▸ Requirements: Retype only what runs from the beginning of the data through the line with "import React from"; please omit the pictures and keep every line exact.

--- START ---

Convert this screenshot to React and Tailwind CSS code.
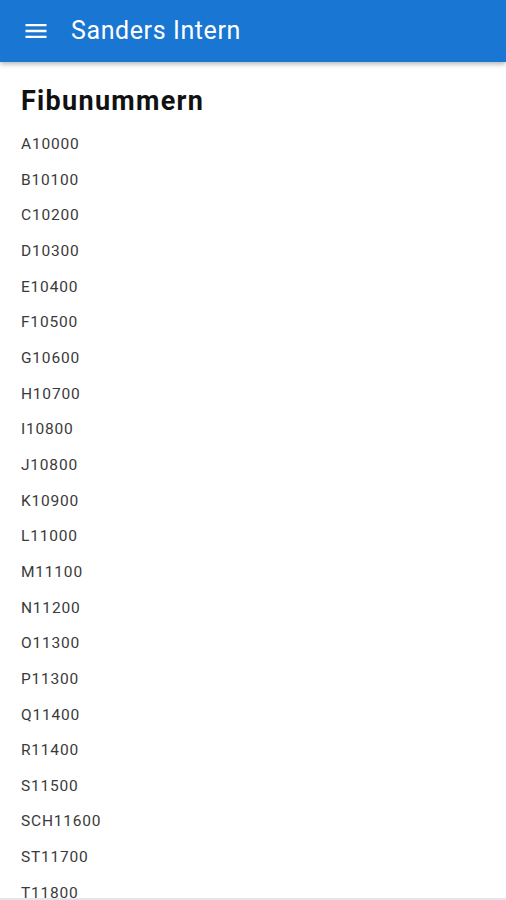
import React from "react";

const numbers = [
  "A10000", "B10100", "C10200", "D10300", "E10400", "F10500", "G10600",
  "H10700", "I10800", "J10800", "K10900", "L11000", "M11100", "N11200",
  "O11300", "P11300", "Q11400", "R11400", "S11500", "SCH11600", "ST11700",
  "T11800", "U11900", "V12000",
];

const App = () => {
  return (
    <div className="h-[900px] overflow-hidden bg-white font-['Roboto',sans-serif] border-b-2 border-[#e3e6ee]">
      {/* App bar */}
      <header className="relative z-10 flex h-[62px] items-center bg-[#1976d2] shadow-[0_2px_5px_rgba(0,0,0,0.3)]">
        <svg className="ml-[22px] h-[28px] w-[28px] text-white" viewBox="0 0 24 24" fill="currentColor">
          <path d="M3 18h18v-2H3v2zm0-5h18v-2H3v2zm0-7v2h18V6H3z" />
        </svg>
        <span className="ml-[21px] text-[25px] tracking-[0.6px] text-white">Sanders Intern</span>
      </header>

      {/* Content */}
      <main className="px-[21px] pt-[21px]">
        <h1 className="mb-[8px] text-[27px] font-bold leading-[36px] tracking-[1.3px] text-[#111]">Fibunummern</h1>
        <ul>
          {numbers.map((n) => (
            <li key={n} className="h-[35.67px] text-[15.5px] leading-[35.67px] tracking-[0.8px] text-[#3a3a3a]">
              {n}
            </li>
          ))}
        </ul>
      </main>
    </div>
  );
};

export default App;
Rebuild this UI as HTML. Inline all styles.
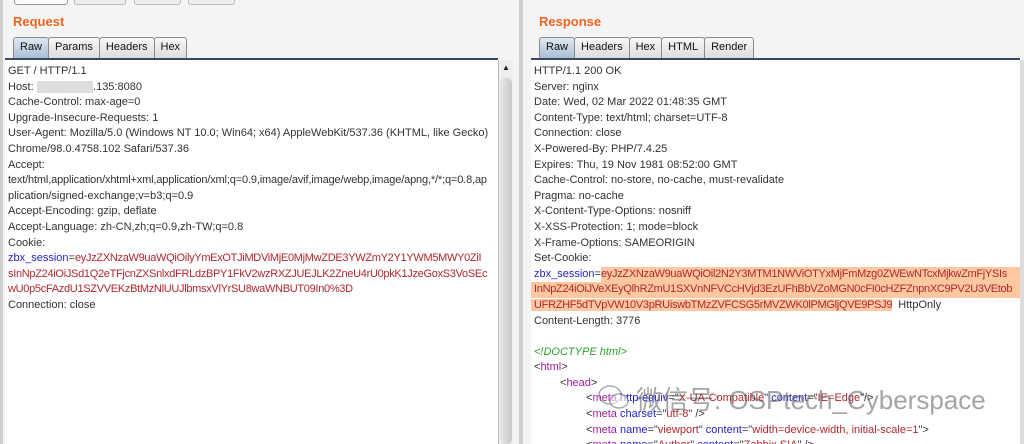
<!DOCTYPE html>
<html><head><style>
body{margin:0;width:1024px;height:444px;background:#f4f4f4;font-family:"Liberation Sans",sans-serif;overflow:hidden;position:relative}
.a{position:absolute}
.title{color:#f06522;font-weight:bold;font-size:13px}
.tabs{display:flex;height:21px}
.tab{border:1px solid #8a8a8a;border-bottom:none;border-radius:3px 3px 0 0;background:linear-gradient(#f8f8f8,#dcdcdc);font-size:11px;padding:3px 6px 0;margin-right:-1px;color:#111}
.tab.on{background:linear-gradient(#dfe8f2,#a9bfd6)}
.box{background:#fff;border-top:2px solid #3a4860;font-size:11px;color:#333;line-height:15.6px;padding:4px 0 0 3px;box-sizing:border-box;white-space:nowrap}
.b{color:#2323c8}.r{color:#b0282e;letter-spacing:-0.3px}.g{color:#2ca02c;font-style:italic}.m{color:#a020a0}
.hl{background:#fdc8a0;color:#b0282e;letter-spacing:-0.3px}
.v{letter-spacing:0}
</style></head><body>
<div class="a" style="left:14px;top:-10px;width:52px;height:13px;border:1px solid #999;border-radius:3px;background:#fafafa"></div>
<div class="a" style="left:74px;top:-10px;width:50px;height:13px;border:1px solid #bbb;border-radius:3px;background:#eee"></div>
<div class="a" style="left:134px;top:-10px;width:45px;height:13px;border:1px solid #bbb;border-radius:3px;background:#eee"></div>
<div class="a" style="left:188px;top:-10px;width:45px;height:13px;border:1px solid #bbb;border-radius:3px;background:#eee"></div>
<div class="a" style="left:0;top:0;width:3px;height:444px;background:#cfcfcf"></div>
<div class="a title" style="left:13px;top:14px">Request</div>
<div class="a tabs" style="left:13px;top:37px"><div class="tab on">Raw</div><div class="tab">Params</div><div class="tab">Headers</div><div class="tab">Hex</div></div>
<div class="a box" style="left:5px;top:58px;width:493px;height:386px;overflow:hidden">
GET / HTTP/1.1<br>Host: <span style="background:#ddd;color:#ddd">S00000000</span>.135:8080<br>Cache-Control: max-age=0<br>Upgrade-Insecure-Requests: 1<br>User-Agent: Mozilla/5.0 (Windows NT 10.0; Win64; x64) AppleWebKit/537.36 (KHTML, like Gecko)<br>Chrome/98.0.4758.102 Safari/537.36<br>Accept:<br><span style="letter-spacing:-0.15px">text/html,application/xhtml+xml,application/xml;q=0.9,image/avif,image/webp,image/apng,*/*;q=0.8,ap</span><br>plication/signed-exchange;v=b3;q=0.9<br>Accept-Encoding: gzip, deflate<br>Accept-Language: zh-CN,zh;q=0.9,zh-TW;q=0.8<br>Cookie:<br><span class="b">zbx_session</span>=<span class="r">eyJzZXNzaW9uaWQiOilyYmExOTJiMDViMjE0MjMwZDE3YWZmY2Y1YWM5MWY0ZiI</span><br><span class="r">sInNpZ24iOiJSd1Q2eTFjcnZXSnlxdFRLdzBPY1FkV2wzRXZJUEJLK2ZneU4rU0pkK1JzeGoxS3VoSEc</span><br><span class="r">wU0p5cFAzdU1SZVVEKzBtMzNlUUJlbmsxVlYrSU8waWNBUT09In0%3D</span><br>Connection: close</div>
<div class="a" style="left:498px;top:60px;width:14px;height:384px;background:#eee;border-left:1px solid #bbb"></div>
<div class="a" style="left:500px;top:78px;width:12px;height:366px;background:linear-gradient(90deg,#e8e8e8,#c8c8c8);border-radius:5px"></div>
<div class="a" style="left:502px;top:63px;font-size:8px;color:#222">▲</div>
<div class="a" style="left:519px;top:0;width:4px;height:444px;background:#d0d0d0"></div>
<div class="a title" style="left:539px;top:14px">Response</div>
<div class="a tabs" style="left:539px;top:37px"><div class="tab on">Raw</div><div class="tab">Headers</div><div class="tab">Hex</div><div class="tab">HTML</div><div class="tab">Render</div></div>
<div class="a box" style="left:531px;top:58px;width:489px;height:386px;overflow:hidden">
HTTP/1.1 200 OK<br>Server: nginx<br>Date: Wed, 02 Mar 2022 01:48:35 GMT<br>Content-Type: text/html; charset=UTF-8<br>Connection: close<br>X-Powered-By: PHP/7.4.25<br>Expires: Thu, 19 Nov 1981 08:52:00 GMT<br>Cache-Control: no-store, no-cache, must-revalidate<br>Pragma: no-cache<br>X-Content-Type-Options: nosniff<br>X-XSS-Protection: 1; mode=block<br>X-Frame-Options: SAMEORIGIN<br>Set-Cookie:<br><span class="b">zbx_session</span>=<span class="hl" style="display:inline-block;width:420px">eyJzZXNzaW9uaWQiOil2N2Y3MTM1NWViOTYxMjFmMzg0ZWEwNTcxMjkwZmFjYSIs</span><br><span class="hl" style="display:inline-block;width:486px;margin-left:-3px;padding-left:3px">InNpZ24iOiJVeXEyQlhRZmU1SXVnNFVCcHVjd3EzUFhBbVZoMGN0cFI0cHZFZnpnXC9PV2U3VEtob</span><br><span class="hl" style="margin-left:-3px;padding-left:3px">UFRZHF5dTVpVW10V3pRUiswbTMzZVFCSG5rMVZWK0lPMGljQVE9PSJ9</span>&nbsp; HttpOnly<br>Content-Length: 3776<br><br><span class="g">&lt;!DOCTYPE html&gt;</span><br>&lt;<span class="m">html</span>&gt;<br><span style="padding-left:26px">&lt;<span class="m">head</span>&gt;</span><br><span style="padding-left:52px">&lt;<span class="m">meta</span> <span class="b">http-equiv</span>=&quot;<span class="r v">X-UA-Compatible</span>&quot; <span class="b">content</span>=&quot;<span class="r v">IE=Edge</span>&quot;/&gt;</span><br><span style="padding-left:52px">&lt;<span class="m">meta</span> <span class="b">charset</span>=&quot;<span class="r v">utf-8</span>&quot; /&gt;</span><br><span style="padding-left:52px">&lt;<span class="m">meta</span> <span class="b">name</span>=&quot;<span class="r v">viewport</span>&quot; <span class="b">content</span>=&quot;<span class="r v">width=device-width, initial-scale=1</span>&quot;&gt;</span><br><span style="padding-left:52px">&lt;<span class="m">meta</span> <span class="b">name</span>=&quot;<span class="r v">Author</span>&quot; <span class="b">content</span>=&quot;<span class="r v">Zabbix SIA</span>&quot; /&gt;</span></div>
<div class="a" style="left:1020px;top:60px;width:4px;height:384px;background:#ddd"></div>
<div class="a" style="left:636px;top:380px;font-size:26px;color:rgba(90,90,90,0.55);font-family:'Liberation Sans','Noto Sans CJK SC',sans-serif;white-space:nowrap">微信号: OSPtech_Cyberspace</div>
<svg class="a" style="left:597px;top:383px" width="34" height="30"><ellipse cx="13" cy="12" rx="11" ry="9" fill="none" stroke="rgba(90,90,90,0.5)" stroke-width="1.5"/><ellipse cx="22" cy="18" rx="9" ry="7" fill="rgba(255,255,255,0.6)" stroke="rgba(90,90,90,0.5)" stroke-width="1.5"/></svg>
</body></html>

--- END ---

▸ Final result:
Convert this screenshot to React and Tailwind CSS code.
import React from "react";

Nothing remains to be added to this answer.